Extract the full listing verbatim and drop any pictures from your copy.

======== Source excerpt ========

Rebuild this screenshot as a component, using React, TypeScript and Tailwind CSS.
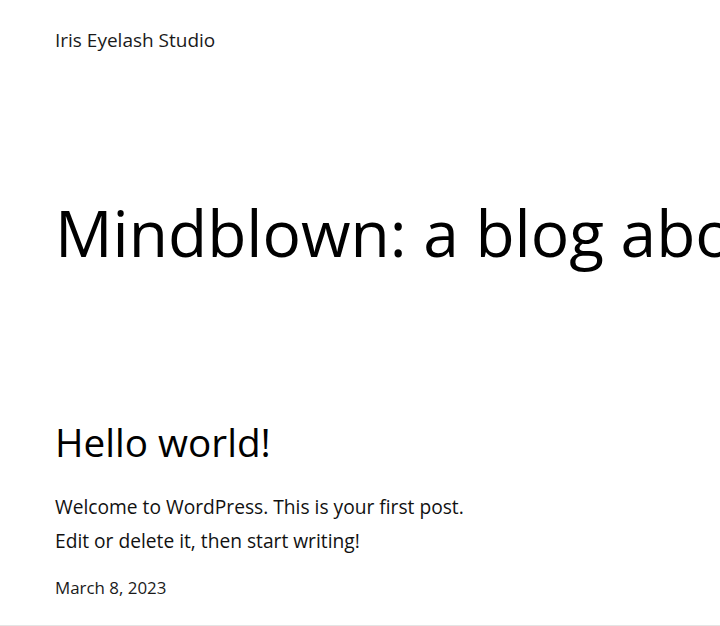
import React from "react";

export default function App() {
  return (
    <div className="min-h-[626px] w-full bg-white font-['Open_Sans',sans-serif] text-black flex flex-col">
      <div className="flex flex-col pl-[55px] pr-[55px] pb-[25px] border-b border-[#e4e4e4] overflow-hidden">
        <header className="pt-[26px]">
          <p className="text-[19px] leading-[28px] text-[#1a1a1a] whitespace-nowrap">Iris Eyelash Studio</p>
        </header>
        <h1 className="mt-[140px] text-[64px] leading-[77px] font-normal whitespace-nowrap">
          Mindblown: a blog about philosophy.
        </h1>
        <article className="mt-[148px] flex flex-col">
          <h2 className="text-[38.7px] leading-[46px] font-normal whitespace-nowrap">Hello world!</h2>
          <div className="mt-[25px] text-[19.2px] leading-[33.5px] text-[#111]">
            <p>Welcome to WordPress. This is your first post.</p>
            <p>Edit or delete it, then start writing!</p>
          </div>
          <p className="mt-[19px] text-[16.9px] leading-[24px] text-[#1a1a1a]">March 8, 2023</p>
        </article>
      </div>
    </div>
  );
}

========

Result:
Rebuild this screenshot as a component, using React, TypeScript and Tailwind CSS.
import React from "react";

export default function App() {
  return (
    <div className="min-h-[626px] w-full bg-white font-['Open_Sans',sans-serif] text-black flex flex-col">
      <div className="flex flex-col pl-[55px] pr-[55px] pb-[25px] border-b border-[#e4e4e4] overflow-hidden">
        <header className="pt-[26px]">
          <p className="text-[19px] leading-[28px] text-[#1a1a1a] whitespace-nowrap">Iris Eyelash Studio</p>
        </header>
        <h1 className="mt-[140px] text-[64px] leading-[77px] font-normal whitespace-nowrap">
          Mindblown: a blog about philosophy.
        </h1>
        <article className="mt-[148px] flex flex-col">
          <h2 className="text-[38.7px] leading-[46px] font-normal whitespace-nowrap">Hello world!</h2>
          <div className="mt-[25px] text-[19.2px] leading-[33.5px] text-[#111]">
            <p>Welcome to WordPress. This is your first post.</p>
            <p>Edit or delete it, then start writing!</p>
          </div>
          <p className="mt-[19px] text-[16.9px] leading-[24px] text-[#1a1a1a]">March 8, 2023</p>
        </article>
      </div>
    </div>
  );
}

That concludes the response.